Деятельности Ростопчина на посту московского главнокомандующего я пока не буду касаться. Нам придется остановиться на ее главнейших эпизодах ниже, в связи с анализом политического мировоззрения Ростопчина. В это время развернулись со всей ясностью и черты его характера, и особенности его убеждений. Сам Ростопчин был очень высокого мнения о своих государственных заслугах в эпоху Отечественной войны. Он со всей серьезностью утверждал, что именно его деятельности обязана Европа сокрушением могущества Наполеона. В письме к императору Александру от 2 декабря 1812 г. он писал: «Во все времена мое честолюбие состояло лишь в том, чтобы снискать вашу доверенность; я был ею облечен и спас империю»[296]
. Такого рода заявления Ростопчин расточал направо и налево[297]. Он любил ссылаться при этом на ту широкую популярность, которую его имя снискало себе в Западной Европе после 1812 года. Действительно, в проявлениях такой популярности не было недостатка. В Кенигсберге носили чепчики â la Rostopchine. Всюду выставлялись его портреты. В Лондоне именем Ростопчина называли лошадь, взявшую первый приз на скачках. Появилась в продаже «ростопчинская водка» и т. д., и т. д. Интересно отметить при этом, что Ростопчин не прочь был и со своей стороны принимать некоторые меры к муссированию своей популярности за границей. Так, например, в 1814 г. он просил Семена Воронцова посодействовать тому, чтобы город Лондон оказал ему какую-нибудь почесть. «Вы мне высказываете, любезный граф, что были бы польщены каким-либо выражением внимания со стороны города Лондона», — пишет Воронцов Ростопчину от 7 июня 1814 г. Воронцов отклонил это поручение, сославшись на то, что он по старости и болезненному состоянию отстранился от общества и ведет совершенно уединенную жизнь. Чтобы утешить Ростопчина, он прибавляет, что управление Лондона находится в рудах совета, избираемого цехами, где преобладает чернь, и потому вовсе не лестно было бы получить знаки отличия от такого учреждения[298].Как бы то ни было, комплиментами заграничного происхождения и ограничился триумф Ростопчина У себя дома ему приходилось довольствоваться восторгами одних только близких приятелей и клевретов. Громадное большинство общества возненавидело Ростопчина за его деятельность в качестве правителя Москвы в 1812 году. Лонгинов писал Семену Воронцову от 22 февраля 1813 г.: «У Ростопчина нет ни одного друга в Москве, и там его каждый день клянут все. Даже народ ненавидит его теперь в такой же степени, как был раньше им возбужден. Я получил сотни писем из Москвы и видел много людей, приехавших оттуда: о Ростопчине существует только одно мнение»[299]

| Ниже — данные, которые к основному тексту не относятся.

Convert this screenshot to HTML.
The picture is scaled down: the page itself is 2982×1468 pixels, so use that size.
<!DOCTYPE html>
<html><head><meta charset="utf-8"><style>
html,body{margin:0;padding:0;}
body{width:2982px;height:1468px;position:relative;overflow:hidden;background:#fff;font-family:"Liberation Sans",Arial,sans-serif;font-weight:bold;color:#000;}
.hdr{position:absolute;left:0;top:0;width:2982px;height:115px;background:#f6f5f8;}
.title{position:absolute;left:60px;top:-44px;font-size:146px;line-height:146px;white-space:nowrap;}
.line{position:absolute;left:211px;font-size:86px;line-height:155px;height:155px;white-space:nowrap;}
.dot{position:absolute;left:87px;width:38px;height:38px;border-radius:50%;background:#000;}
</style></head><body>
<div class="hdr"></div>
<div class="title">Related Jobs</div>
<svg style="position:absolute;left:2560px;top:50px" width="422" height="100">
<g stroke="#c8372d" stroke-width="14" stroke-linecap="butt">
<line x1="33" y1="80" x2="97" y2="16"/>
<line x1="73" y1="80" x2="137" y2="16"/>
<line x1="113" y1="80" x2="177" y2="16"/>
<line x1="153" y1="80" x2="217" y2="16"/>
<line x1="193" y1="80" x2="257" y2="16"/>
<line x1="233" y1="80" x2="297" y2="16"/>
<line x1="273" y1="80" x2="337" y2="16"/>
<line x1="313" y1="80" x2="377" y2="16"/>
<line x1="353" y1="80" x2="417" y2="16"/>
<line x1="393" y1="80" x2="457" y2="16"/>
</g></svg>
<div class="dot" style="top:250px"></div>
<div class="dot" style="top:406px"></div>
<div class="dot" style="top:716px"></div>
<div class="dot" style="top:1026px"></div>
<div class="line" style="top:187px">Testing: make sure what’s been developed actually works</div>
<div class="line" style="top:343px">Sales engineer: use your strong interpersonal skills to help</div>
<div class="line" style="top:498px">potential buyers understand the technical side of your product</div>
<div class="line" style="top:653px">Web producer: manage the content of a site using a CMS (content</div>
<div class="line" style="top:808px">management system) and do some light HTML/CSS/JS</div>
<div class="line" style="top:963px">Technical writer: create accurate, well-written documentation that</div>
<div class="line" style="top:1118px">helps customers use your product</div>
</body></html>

.Сам Ростопчин приписывал эту ненависть исключительно тому, что москвичи сделали его козлом отпущения за понесенные ими материальные потери при пожаре Москвы. Несомненно, что этот мотив играл большую роль в возбуждении против Ростопчина. Но он не был единственным. Люди, совершенно не заинтересованные, не понесшие личных потерь и даже готовые отдавать справедливость Ростопчину там, где это было возможно, тем не менее отвернулись от него в это время с чувством нравственной брезгливости. Решающую роль сыграл в этом случае возмутительный поступок Ростопчина с несчастным Верещагиным. Это событие возбудило одинаково и негодование общества, и гнев государя. Среди различных условий, подготовивших опалу Ростопчина, казнь Верещагина занимала, по нашему мнению, главное место.